Review of projects categorized as exempt will be conducted by the IRB Chair and one other committee member (additional members may participate when necessary).
For exempt and expedited review, investigators would typically be notified of the committee decision within 4 weeks of a complete application submission (more time may be necessary over holiday or summer breaks).
Full review category: Full committee review is required for research that is greater than minimal risk and/or does not qualify for exempt or expedited review (for example, identification of the subjects and/or their responses could reasonably place them at risk of criminal or civil liability or be damaging to the subjects in some way; the participants fall into a vulnerable category such as prisoners).
Once a semester, the IRB committee is convened to review these applications. At these meetings, a majority of the members of the IRB must be present, including at least one member whose primary concerns are in non-scientific areas. To be approved, the proposal must receive the approval of a majority of those members present at the meeting.
Applications for full review are accepted on a rolling basis. Investigators must submit materials at least 2 weeks in advance of a scheduled meeting to allow time for adequate review of the materials by the committee.
Criteria used by the IRB when reviewing studies
IRB committee members consider many factors when reviewing research applications involving human subjects (regardless of review category). To receive approval, the following requirements must be met:
- Risks to subjects are minimized,
- Risks to subjects are reasonable in relation to anticipated benefits,
- Selection of the subjects is equitable,
- Informed consent will be sought and appropriately documented,
- When applicable, the research plan makes provisions for monitoring the data collected to ensure subjects’ safety,
- When applicable, there are provisions to protect the privacy of subjects and to maintain the confidentiality of data,
- Appropriate additional safeguards are included when the subjects come from a vulnerable population (e.g., children, prisoners, pregnant women).
Communication by the IRB to the investigator
The principal investigator will receive email correspondence upon submission if their application is incomplete or additional information is required.
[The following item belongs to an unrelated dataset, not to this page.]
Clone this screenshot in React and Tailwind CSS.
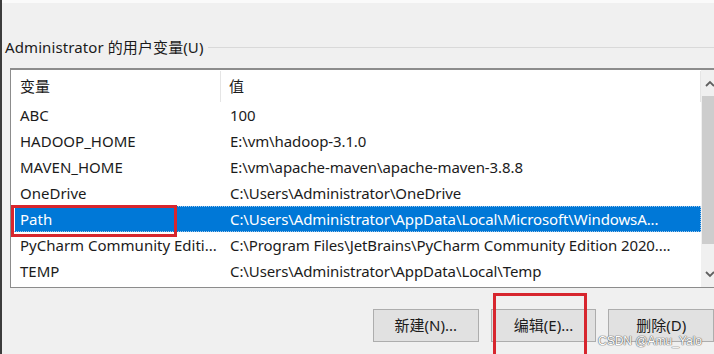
import React from "react";

const rows = [
	["ABC", "100"],
	["HADOOP_HOME", "E:\\vm\\hadoop-3.1.0"],
	["MAVEN_HOME", "E:\\vm\\apache-maven\\apache-maven-3.8.8"],
	["OneDrive", "C:\\Users\\Administrator\\OneDrive"],
	["Path", "C:\\Users\\Administrator\\AppData\\Local\\Microsoft\\WindowsA..."],
	["PyCharm Community Editi...", "C:\\Program Files\\JetBrains\\PyCharm Community Edition 2020...."],
	["TEMP", "C:\\Users\\Administrator\\AppData\\Local\\Temp"],
];

const font = "font-['Noto_Sans','Noto_Sans_CJK_SC',sans-serif]";

const Chevron = ({ up }) => (
	<svg width="10" height="7" viewBox="0 0 10 7">
		<path
			d={up ? "M1 6 L5 2 L9 6" : "M1 1 L5 5 L9 1"}
			fill="none"
			stroke="#606060"
			strokeWidth="1.8"
		/>
	</svg>
);

const Button = ({ children }) => (
	<div className="w-[107px] h-[33px] flex items-center justify-center bg-[#e1e1e1] border border-[#adadad] text-[15px] text-[#1b1b1b]">
		{children}
	</div>
);

const App = () => {
	return (
		<div className={`relative w-[714px] h-[354px] overflow-hidden bg-[#f0f0f0] border-l-2 border-[#3c3c3c] ${font}`}>
			<div className="h-[3px] bg-[#fafafa]" />

			{/* group label */}
			<div className="flex items-center mt-[35px] pl-[3px]">
				<span className="text-[15px] leading-[18px] text-[#1b1b1b] whitespace-nowrap tracking-[0.1px]">
					Administrator 的用户变量(U)
				</span>
				<div className="flex-1 h-px bg-[#d9d9d9] ml-[4px]" />
			</div>

			{/* list view */}
			<div className="ml-[8px] mt-[12px] w-[712px] h-[220px] bg-white border border-[#8c8c8c] border-t-2 flex">
				<div className="flex-1 flex flex-col pl-[2px] pt-px">
					<div className="h-[31px] flex items-center text-[15px] text-[#1b1b1b]">
						<div className="w-[208px] pl-[7px] h-full flex items-center border-r border-[#e5e5e5]">变量</div>
						<div className="flex-1 pl-[8px] h-full flex items-center border-r border-[#e5e5e5]">值</div>
					</div>
					{rows.map(([name, value]) => {
						const sel = name === "Path";
						return (
							<div
								key={name}
								className={`h-[26px] flex items-center text-[15px] whitespace-nowrap ${
									sel
										? "bg-[#0078d7] text-white border-l-2 border-white outline-1 outline-dotted outline-[#9fc6ea] -outline-offset-1"
										: "text-[#1b1b1b]"
								}`}
							>
								<div className={`${sel ? "w-[206px] pl-[5px]" : "w-[208px] pl-[7px]"} overflow-hidden`}>{name}</div>
								<div className="flex-1 pl-[9px] overflow-hidden tracking-[-0.1px]">{value}</div>
							</div>
						);
					})}
				</div>

				{/* scrollbar */}
				<div className="w-[18px] mr-[2px] bg-[#f0f0f0] flex flex-col">
					<div className="h-[26px] flex items-center justify-center">
						<Chevron up />
					</div>
					<div className="h-[148px] mx-px bg-[#cdcdcd]" />
					<div className="flex-1" />
					<div className="h-[26px] flex items-center justify-center">
						<Chevron />
					</div>
				</div>
			</div>

			{/* buttons */}
			<div className="flex gap-[12px] mt-[21px] ml-[371px]">
				<Button>新建(N)...</Button>
				<Button>编辑(E)...</Button>
				<Button>删除(D)</Button>
			</div>

			{/* annotations */}
			<div className="absolute left-[9px] top-[205px] w-[166px] h-[32px] border-[3px] border-[#d7262e]" />
			<div className="absolute left-[491px] top-[293px] w-[94px] h-[70px] border-[3px] border-[#d7262e]" />
			<div className="absolute left-[596px] top-[333px] text-[12px] leading-[16px] text-white [text-shadow:0_0_1px_#666,0_0_1px_#666,0_0_1px_#666] font-['Liberation_Sans',sans-serif]">
				CSDN @Amu_Yalo
			</div>
		</div>
	);
};

export default App;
After review by the IRB, the PI will subsequently receive an email informing them of the outcome. If the project has been approved, the PI will receive a study approval letter. If the project requires modification, a detailed explanation of necessary changes and instructions for resubmission will be provided to the PI. If the IRB decides to disapprove of a research activity, its reasons will be clearly communicated to the investigators, who will be given the opportunity to respond in person or in writing (note that research can only be disapproved after full committee review and not through expedited procedures). Investigators may check on the status of their application at any time on the IRBNet website.
Revisions/modifications to an approved protocol
If investigators wish to make changes to an approved project, they must submit a revision form to the IRB. This is required if there are changes to the:
- Consent form or recruitment materials,
- Study procedures,
- Number of enrollees,
- Key personnel.
Expedited procedures can be utilized for review of minor changes that are proposed within the period for which approval is authorized.
Reporting unanticipated problems
Investigators have the responsibility of reporting unanticipated problems promptly to the IRB. Unanticipated problem is defined as:
- Unexpected (in terms of nature, severity, or frequency) given a) the research procedures described in protocol-related documents, and b) the characteristics of the subject population being studied; and
- Related or possibly related to participation in the research; and
- Suggests that the research places subjects or at others at a greater risk of harm (including physical, psychological, economic or social harm) than was previously known or recognized.
Unanticipated problems must be submitted to the IRB through a form via IRBNet. The PI must submit this report as soon as possible, but no later than 5 business days upon the PI’s knowledge of the event. Review will be conducted by one or both of the Co-Chairs; the co-chair may request further review by a subcommittee or the fully-convened IRB. The IRB will consider different corrective actions, including suspension or termination of the research, modification of protocol and/or consent documents, or requiring additional training of the researcher or team.
Not all adverse events are unanticipated problems that require reporting to the IRB. There is extensive online guidance for determining whether an event constitutes an unanticipated problem. If you have questions or are unsure about whether an event needs to be reported to the IRB, please contact the IRB Coordinator and/or Chair for help and/or clarification.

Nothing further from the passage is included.